Je viens de lui demander s'il n'avait rien remarqué de particulier dans ces pierres qu'il casse toute la journée. « Si, monsieur, me répondit-il, on y voit surtout deux sortes de colimaçons et des petits tortillons tout petits, et, dans chacune des deux sortes de colimaçons, il y en a qui ne sont pas pareils. Chez moi, au pays, il y en a des vivantes dans les mares. »

Ce casseur de pierres est un observateur, et on pourrait l'appeler le paléontologiste sans le savoir. C'est qu'en effet il distingue très bien, sous le nom de colimaçons, des coquilles fossiles de diverses espèces de lymnées et de planorbes, deux genres de mollusques que l'on trouve uniquement dans les eaux douces et qui sont représentées actuellement par des espèces vivantes. Quant aux "petits tortillons tout petits", c'est ce que les géologues appellent des graines de charaignes, formées en réalité par la silicification de l'œuf des

végétaux d'eau douce appelés Chara, entouré d'une enveloppe spiralée résistante.
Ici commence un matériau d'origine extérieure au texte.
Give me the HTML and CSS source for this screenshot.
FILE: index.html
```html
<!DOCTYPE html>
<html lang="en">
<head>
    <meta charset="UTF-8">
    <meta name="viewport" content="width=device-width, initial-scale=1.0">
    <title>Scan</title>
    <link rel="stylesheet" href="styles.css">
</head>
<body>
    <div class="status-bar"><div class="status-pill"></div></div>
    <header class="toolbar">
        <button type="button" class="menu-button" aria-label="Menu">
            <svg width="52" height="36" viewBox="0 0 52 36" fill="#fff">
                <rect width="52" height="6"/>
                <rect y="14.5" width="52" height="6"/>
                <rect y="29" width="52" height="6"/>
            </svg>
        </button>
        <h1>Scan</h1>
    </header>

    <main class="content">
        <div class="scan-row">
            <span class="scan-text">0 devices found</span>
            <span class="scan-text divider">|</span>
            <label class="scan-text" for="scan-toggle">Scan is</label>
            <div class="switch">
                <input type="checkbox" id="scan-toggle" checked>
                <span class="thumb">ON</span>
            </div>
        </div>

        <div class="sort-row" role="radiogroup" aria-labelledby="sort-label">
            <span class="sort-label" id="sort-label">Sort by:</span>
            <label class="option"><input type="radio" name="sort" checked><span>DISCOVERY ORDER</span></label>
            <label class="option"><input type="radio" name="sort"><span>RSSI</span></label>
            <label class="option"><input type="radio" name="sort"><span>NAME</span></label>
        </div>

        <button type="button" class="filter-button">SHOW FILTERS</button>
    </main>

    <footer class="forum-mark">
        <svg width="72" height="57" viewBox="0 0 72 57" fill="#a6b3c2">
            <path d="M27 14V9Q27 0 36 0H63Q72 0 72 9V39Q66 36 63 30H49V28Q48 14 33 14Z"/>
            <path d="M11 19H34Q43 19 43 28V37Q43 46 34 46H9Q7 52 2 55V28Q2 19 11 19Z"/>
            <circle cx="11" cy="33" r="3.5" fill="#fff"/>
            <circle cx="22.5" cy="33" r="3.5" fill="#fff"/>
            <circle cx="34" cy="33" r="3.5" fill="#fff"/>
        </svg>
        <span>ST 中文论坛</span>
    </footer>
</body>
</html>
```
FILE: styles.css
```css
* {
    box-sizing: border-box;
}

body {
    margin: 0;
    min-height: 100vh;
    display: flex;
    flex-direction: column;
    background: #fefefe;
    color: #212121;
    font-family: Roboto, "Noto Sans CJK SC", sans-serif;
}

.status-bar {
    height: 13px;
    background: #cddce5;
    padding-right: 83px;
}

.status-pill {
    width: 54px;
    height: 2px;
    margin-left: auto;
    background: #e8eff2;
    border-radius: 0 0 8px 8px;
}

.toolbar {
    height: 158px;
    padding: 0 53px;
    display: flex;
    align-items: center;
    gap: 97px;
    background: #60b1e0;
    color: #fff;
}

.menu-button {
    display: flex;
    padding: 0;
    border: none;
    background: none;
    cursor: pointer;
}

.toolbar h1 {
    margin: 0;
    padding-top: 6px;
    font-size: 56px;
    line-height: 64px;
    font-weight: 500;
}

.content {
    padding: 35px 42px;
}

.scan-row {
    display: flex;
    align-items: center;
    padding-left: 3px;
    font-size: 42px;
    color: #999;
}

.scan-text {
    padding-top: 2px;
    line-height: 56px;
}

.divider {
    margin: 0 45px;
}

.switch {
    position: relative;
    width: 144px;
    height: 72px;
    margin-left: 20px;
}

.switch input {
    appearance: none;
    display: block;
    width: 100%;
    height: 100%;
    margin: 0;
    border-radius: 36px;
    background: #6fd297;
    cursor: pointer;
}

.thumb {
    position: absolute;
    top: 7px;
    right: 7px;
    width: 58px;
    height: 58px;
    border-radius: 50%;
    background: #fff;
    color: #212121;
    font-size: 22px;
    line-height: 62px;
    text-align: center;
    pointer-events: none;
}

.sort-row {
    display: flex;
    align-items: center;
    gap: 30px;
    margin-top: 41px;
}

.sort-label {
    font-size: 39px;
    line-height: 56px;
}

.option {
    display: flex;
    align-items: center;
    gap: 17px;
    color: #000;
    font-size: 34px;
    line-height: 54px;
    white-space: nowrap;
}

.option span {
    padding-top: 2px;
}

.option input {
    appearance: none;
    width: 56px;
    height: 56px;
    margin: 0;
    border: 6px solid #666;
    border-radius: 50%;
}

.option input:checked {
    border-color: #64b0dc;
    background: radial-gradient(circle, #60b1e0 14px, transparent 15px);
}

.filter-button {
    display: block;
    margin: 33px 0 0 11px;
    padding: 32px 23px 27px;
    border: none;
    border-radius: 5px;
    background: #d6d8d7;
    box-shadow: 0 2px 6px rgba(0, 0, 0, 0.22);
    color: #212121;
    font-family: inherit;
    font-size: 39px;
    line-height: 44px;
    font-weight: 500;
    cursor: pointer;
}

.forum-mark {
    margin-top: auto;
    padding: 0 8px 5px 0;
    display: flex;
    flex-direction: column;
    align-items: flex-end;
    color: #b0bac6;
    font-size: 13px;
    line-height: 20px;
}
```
Les Chara ou charaignes sont des végétaux très particuliers, plus ou moins voisins des algues et communs dans les fossés, les marais ou les lacs.
Ceux qui ont examiné les dépôts qui se forment aujourd'hui dans les g rands lacs entourant les geysers d'Islande ou de Californie sont surpris de l'analogie frappante qui existe entre ces dépôts actuels et les sédiments anciens des calcaires de Brie, ou de Beauce.
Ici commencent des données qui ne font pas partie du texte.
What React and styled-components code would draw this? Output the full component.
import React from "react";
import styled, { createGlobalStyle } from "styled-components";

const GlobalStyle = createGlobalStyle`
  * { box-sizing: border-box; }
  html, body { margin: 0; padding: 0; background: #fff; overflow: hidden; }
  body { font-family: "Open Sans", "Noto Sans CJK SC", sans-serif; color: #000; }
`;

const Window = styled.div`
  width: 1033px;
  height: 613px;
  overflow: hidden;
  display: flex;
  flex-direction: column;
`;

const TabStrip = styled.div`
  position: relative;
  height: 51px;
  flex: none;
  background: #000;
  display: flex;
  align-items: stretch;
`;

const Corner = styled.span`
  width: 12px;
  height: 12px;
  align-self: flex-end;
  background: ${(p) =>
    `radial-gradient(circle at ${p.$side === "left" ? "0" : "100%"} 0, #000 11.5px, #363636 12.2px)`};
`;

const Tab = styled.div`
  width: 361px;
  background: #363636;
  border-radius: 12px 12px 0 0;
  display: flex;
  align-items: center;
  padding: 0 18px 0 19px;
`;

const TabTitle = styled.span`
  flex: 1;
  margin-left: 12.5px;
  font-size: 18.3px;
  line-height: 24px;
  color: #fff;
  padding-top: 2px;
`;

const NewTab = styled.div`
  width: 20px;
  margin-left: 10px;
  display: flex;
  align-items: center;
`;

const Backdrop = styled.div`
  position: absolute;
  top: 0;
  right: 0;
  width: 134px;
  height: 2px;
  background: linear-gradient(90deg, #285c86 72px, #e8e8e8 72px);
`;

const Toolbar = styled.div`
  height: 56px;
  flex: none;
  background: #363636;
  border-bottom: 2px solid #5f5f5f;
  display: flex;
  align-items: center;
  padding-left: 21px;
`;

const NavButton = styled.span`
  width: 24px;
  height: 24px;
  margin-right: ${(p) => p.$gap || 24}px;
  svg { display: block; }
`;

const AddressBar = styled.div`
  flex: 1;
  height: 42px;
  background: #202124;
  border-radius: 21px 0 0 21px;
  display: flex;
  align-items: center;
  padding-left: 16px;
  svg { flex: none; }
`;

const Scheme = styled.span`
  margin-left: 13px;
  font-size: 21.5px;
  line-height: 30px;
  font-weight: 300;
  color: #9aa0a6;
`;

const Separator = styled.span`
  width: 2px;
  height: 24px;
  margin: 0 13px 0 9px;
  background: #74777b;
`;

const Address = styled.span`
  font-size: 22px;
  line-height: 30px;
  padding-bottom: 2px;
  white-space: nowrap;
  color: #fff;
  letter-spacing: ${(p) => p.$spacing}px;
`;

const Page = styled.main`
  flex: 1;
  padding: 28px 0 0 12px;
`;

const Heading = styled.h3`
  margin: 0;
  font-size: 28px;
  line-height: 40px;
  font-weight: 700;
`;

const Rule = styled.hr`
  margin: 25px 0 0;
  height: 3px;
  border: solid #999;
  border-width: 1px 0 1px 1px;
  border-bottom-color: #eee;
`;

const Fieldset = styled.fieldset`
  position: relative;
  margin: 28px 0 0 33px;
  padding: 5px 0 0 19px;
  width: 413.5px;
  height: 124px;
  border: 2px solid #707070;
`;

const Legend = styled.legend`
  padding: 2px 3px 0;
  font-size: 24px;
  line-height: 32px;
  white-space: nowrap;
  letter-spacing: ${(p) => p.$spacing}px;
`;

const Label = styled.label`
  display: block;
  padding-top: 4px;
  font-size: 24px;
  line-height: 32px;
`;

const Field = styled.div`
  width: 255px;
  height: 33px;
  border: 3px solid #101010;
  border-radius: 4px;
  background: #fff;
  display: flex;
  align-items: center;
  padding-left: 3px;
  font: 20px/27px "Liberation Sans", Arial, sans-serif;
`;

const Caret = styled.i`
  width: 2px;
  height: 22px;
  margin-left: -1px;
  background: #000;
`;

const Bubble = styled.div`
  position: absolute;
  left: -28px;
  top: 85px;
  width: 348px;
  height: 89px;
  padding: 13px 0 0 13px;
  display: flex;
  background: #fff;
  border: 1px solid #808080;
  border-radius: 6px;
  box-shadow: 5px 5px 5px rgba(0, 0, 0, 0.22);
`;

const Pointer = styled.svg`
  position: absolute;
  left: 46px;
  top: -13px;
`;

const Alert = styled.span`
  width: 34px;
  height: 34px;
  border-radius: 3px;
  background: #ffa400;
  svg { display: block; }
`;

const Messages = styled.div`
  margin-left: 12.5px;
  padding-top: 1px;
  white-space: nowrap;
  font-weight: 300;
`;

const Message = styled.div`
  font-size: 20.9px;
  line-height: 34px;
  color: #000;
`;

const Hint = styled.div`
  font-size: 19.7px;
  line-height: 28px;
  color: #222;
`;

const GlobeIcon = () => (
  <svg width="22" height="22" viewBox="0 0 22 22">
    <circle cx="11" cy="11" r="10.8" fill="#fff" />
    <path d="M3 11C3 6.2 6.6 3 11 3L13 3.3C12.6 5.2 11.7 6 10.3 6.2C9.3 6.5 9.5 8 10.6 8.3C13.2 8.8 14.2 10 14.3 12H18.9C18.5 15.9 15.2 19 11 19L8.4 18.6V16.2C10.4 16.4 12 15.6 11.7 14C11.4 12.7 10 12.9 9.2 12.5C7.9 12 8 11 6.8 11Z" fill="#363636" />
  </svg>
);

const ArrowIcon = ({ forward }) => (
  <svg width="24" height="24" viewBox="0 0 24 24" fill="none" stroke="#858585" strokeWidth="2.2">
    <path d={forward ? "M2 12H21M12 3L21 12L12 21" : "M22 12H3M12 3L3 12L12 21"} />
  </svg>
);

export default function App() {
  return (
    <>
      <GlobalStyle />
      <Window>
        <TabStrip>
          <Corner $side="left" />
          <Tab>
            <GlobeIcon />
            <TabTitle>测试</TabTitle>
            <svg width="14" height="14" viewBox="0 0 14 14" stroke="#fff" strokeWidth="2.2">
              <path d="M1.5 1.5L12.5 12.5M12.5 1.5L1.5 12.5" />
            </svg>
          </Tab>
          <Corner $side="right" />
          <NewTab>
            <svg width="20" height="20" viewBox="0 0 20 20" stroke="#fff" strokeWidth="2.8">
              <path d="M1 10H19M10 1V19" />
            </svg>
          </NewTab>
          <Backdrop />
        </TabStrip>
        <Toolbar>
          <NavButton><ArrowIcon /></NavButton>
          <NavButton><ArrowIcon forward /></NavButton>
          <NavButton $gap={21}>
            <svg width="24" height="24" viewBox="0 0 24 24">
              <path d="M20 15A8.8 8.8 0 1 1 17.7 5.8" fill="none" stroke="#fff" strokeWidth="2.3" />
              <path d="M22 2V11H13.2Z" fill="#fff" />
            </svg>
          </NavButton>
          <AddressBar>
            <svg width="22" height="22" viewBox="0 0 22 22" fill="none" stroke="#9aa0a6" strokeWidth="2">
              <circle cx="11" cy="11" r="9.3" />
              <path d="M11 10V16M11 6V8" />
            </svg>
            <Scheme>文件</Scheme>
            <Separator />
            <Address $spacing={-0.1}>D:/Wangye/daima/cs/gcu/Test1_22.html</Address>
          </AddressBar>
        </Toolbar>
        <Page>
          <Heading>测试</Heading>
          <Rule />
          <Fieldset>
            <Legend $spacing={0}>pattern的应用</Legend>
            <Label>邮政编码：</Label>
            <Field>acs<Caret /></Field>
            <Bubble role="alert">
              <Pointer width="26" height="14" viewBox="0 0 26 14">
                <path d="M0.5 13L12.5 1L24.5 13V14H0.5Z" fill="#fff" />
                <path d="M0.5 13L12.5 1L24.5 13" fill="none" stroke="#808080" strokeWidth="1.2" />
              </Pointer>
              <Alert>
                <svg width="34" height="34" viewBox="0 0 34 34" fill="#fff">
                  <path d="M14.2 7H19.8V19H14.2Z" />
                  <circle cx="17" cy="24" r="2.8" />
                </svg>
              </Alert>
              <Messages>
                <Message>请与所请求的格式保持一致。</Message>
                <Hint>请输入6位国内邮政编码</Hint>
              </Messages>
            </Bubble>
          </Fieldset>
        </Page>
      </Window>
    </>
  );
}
Tels sont les documents, les faits incontestables, et si l'on y ajoute les résultats acquis par la Paléontologie, il est facile de se figurer la suite des révolutions ou plutôt des évolutions lentes qui se sont produites dans la région, depuis cette époque déjà si ancienne de l'histoire du globe qu'on nomme l'époque crétacée.
Par suite des incessants changements de niveau qui produisent les variations de limites entre les continents et les

mers, les dépôts marins, de l'époque crétacée ont émergé ou, si l'on veut, la mer s'est retirée, laissant la craie à découvert, et sur ce nouveau continent où se dessinèrent de blanches vallées comme celles qu'on voit aujourd'hui en Champagne, croissaient un grand nombre de végétaux d'allure encore subtropicale et même quelques fougères arborescentes, tandis que ces contrées étaient habitées par divers mammifères plus ou moins voisins des tapirs, des rhinocéros ou des hippopotames actuels, par des oiseaux ressemblants plus ou moins aux autruches, aux flamants, etc.
Plus tard, sur le continent dont le littoral entourait le bassin parisien, l'on voit se développer des forêts où se mêlent des essences analogues à celles qui croissent encore aujourd'hui naturellement dans les environs de Paris, hêtres, chênes, bouleaux, érables, frênes, ormes, aunes, etc.